▸ Information supplied:
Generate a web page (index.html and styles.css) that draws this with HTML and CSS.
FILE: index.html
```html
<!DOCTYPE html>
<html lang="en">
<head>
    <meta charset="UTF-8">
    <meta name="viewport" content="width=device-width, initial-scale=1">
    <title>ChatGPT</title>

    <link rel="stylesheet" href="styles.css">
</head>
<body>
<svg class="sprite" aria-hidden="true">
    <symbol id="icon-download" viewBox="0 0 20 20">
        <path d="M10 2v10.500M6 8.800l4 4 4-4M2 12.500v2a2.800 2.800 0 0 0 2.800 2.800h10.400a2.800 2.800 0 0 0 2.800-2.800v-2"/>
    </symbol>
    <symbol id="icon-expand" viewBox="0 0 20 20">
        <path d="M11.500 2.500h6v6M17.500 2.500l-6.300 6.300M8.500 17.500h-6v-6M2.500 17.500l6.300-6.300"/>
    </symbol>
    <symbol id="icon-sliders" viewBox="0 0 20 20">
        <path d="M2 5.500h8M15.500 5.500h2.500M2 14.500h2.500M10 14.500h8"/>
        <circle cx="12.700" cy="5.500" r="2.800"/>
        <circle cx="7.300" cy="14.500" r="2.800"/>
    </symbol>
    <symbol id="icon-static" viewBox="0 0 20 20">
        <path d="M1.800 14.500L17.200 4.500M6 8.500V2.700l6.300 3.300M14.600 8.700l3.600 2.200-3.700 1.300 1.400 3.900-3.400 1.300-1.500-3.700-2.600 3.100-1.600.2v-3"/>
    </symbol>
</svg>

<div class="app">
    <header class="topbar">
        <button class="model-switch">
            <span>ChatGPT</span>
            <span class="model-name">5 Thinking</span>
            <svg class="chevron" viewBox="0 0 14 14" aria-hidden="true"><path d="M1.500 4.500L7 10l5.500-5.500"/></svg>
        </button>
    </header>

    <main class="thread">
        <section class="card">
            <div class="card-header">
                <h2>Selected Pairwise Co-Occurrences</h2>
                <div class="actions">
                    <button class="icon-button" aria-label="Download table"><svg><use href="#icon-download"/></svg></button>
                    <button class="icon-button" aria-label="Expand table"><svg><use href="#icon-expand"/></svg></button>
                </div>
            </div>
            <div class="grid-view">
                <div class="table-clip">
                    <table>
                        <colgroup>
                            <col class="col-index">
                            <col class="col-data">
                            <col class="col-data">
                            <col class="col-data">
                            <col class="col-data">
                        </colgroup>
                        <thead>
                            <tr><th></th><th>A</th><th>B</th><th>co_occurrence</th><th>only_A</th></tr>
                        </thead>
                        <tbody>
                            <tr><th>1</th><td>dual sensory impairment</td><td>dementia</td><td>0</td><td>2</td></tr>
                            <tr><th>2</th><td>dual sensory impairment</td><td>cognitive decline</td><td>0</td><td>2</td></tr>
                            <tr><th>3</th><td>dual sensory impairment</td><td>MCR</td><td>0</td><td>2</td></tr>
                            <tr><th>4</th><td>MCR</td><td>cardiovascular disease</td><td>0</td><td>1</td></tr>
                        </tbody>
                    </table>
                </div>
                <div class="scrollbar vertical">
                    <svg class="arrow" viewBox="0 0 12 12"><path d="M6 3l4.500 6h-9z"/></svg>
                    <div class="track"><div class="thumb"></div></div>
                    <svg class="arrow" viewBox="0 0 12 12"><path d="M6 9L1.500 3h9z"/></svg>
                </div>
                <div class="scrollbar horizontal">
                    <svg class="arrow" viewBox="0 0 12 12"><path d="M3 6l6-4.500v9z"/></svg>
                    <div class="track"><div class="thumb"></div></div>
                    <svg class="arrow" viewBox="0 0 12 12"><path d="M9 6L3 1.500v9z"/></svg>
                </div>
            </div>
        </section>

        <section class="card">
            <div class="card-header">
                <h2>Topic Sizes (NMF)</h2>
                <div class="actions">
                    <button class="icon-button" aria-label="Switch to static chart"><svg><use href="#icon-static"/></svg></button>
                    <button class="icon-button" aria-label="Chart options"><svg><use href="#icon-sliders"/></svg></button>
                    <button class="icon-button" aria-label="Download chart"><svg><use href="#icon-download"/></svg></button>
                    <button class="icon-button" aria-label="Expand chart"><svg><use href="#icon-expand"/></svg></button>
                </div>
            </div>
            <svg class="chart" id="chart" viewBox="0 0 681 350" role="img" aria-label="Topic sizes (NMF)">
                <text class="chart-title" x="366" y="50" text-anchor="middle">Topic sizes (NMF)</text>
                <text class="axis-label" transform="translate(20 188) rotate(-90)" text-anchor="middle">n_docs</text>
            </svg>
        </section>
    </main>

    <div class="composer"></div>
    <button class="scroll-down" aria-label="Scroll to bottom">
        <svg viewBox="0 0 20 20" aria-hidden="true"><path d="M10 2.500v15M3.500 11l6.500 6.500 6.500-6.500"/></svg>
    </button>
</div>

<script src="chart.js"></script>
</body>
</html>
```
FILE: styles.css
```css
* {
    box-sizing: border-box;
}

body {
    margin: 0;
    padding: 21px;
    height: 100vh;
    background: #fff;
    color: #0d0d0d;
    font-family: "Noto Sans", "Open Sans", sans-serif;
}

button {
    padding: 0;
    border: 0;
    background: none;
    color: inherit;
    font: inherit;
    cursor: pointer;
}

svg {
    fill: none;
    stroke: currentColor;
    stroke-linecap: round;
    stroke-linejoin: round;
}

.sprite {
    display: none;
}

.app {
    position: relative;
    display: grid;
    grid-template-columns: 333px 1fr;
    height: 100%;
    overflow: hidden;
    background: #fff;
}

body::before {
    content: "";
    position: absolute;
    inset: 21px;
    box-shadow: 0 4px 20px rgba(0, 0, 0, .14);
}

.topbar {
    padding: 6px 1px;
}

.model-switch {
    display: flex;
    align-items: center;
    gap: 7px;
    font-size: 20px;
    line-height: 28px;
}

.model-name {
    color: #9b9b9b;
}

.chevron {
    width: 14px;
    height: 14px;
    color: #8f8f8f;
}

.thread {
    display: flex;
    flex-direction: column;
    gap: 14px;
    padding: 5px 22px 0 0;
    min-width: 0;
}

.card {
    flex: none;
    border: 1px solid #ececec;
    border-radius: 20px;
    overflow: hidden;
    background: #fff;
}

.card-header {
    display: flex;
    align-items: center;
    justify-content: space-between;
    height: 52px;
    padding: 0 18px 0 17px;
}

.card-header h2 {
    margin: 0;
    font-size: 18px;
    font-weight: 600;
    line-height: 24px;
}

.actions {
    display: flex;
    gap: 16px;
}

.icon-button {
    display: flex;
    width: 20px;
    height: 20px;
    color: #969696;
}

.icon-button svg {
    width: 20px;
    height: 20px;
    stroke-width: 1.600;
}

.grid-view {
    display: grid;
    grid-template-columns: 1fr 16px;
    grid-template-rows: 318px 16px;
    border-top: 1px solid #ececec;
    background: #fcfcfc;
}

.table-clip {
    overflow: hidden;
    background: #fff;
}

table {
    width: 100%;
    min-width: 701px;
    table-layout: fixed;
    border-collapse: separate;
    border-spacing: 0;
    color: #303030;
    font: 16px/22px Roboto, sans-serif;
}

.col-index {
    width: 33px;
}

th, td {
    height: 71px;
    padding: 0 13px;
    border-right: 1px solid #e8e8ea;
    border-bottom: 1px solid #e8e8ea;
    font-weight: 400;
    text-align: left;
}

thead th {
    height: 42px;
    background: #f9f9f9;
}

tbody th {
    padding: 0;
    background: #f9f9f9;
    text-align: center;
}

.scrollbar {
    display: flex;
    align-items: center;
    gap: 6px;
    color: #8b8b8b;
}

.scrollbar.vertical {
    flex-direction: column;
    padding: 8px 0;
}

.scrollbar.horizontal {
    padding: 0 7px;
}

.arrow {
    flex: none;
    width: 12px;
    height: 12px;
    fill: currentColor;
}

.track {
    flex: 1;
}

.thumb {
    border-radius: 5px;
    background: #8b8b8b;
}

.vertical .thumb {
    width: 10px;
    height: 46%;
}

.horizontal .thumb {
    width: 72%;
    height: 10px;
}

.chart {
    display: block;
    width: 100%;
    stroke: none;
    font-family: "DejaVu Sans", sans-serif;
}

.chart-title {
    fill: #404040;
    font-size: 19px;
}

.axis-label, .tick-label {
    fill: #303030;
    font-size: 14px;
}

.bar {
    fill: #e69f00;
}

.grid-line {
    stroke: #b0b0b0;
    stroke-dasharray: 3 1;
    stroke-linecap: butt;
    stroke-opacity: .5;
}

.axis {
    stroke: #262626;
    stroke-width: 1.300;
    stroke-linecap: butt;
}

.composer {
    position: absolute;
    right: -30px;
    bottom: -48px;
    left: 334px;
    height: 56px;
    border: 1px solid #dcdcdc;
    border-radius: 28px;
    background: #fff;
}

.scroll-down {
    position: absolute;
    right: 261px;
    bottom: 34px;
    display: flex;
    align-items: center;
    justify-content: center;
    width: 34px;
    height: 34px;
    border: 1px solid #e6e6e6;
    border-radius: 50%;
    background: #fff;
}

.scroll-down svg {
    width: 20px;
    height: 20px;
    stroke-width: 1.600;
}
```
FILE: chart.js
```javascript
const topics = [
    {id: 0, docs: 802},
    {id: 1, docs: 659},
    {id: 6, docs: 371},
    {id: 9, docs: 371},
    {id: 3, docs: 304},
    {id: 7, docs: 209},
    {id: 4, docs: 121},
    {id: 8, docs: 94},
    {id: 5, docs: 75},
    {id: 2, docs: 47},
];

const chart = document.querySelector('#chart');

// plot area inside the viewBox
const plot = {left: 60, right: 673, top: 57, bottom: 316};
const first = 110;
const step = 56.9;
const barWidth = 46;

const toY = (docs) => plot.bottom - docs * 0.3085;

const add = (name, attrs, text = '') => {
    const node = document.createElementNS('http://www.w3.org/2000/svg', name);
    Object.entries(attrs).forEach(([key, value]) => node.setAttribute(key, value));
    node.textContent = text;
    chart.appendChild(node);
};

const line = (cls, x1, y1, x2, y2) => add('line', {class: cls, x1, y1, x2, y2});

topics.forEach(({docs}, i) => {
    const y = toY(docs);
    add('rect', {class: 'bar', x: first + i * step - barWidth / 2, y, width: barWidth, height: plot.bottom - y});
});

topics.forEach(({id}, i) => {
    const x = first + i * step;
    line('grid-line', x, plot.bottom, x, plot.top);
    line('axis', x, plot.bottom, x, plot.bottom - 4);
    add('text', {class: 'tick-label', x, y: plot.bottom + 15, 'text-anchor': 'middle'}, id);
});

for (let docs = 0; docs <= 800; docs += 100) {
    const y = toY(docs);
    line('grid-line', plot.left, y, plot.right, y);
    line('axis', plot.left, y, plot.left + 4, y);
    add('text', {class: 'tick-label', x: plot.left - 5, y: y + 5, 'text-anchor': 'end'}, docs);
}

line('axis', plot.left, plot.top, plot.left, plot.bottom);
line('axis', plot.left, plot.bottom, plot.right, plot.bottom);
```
...
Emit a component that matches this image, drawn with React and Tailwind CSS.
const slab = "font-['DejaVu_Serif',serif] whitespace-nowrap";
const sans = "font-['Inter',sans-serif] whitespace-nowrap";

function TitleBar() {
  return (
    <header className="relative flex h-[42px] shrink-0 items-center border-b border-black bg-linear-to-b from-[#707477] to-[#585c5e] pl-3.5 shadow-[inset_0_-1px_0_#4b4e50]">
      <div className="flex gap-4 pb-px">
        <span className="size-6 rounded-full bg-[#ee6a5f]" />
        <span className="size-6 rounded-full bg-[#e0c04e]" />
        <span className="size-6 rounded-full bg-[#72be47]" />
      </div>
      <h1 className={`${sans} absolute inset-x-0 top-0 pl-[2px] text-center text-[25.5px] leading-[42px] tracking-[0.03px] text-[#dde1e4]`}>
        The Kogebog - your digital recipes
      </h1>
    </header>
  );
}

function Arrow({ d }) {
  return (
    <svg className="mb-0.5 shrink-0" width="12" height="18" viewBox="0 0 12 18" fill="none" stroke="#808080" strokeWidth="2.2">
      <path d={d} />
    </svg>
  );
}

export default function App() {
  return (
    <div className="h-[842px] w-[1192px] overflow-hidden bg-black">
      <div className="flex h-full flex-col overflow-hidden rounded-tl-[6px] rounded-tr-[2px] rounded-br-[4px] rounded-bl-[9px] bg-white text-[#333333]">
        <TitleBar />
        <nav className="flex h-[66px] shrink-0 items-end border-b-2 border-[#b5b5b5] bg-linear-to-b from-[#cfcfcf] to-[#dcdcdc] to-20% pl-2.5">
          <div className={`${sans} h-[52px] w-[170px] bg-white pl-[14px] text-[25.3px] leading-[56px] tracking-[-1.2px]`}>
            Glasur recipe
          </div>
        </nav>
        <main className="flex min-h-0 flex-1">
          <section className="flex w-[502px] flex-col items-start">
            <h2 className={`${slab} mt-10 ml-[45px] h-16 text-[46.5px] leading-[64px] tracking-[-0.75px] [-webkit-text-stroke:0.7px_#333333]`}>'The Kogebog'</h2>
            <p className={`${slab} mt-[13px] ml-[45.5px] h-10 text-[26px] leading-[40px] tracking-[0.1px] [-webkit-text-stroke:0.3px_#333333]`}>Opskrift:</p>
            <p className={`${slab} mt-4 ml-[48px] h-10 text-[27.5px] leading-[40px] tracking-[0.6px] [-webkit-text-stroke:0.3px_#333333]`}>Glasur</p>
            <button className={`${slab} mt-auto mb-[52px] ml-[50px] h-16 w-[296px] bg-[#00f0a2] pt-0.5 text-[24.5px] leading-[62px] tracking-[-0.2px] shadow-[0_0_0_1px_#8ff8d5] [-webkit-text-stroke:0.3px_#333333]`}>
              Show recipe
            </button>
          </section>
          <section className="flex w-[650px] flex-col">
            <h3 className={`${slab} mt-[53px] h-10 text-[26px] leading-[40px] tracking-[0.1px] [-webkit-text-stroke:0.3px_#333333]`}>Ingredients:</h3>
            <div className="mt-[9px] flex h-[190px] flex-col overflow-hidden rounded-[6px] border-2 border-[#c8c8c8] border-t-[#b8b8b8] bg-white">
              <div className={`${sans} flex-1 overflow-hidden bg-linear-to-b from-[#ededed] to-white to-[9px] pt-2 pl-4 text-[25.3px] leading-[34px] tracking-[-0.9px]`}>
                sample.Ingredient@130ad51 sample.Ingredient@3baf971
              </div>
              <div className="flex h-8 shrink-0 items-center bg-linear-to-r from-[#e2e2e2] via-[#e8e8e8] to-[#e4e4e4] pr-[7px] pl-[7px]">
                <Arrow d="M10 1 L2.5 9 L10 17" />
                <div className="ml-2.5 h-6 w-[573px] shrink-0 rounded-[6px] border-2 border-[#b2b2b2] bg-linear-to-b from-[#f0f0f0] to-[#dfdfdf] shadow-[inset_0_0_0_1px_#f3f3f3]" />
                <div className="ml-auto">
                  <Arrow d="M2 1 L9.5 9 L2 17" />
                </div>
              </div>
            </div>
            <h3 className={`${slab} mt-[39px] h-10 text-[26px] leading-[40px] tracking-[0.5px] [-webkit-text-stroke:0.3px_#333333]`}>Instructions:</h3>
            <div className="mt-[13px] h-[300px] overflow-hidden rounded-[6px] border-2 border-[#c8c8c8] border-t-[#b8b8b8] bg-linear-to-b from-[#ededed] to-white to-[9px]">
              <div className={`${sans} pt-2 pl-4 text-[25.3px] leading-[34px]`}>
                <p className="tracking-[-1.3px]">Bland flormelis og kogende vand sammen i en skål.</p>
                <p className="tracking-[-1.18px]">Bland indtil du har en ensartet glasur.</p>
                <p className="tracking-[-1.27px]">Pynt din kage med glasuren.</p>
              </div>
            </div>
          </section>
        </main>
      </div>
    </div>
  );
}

▸ Exercise: How many lines of the records contain the string "that"? Respond with the number alone.

▸ Written answer: 2